Mais c’est seulement le début. L’humiliation que subit Jésus devient extrême dans la Passion. Il est vendu pour trente deniers et trahi par le baiser d’un disciple qu’il avait choisi et appelé ami. Presque tous les autres fuient et l’abandonnent ; Pierre le renie trois fois dans la cour du temple. Humilié dans l’âme par des moqueries, des insultes et des crachats, il souffre dans son corps d’atroces violences : les coups, le fouet et la couronne d’épine rendent son aspect méconnaissable. Il subit aussi l’infamie et la condamnation inique des autorités, religieuse et politique : « il est fait péché et reconnu injuste ». Ensuite, Pilate l’envoie à Hérode, et celui-ci le renvoie au gouverneur romain : alors que toute justice lui est refusée, Jésus éprouve aussi l’indifférence, parce que personne ne veut assumer la responsabilité de son destin. Et je pense à tant de gens, aux nombreux marginalisés, aux nombreux déplacés, aux nombreux réfugiés, à ceux dont beaucoup ne veulent pas assumer la responsabilité en ce qui concerne leur destin. La foule, qui l’avait acclamé peu de temps avant, change ses louanges en cri d’accusation, préférant même qu’un homicide soit libéré à sa place. Il arrive ainsi à la mort de la croix, la plus douloureuse et infamante, réservée aux traitres, aux esclaves et aux pires criminels. La solitude, la diffamation et la douleur ne sont pas encore le sommet de son dépouillement. Pour être en tout solidaire avec nous, il fait aussi, sur la croix, l’expérience du mystérieux abandon du Père. Mais dans l’abandon, il prie et s’en remet : « Père, entre tes mains, je remets mon esprit » (Lc 23, 46). Suspendu au gibet, en plus de la dérision, il affronte la dernière tentation : la provocation à descendre de la croix, à vaincre le mal par la force et à montrer le visage d’un Dieu puissant et invincible. Jésus, au contraire, précisément ici, au faîte de l’anéantissement, révèle le vrai visage de Dieu, qui est miséricorde. Il pardonne à ceux qui l’ont crucifié, il ouvre les portes du paradis au larron repenti et touche le cœur du centurion. Si le mystère du mal est abyssal, la réalité de l’Amour qui l’a transpercé est infinie, parvenant jusqu’au tombeau et aux enfers, assumant toute notre souffrance pour la racheter, portant la lumière aux ténèbres, la vie à la mort, l’amour à la haine.

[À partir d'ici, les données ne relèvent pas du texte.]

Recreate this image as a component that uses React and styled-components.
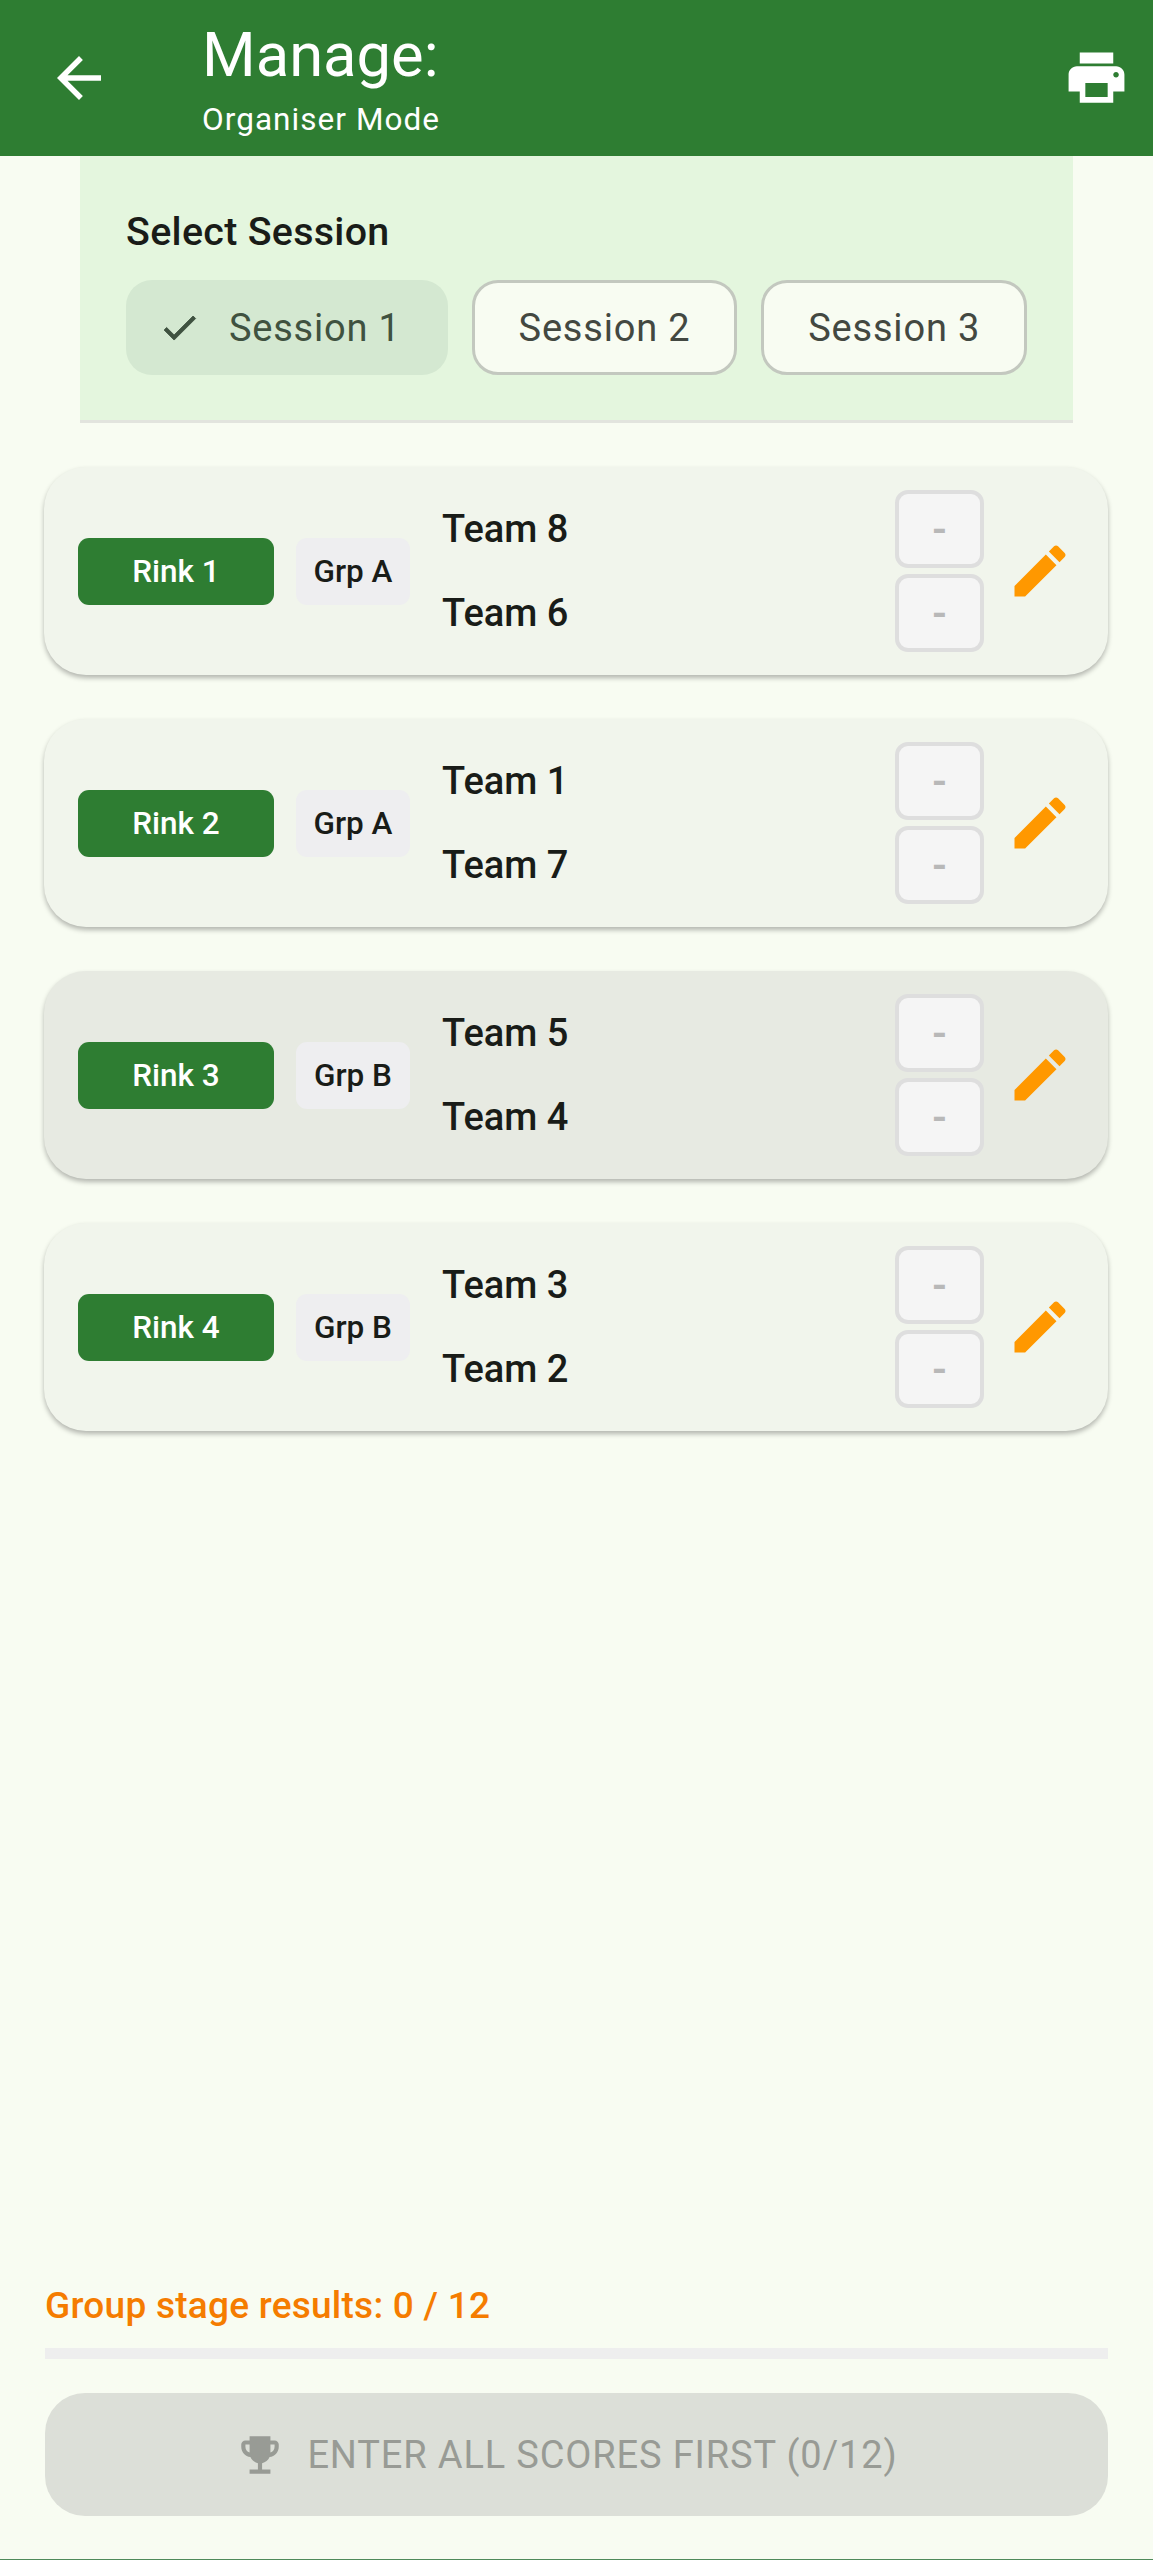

La manière d’agir de Dieu peut nous sembler si lointaine ; lui, il s’est anéanti pour nous, alors que même nous oublier un peu nous-mêmes nous paraît difficile. Il vient nous sauver ; nous sommes appelés à choisir sa route : la route du service, du don, de l’oubli de soi. Puissions-nous emprunter cette route en nous arrêtant ces jours-ci pour regarder le Crucifié ; c’est la « Chaire de Dieu ». Je vous invite à regarder cette semaine cette « Chaire de Dieu », pour apprendre l’amour humble qui sauve et qui donne la vie, pour renoncer à l’égoïsme, à la recherche du pouvoir et de la renommée. Par son humiliation, Jésus nous invite à marcher sur sa route. Tournons le regard vers lui, demandons la grâce de comprendre au moins quelque chose de ce mystère de son anéantissement pour nous ; ainsi, en silence, contemplons le mystère de cette Semaine.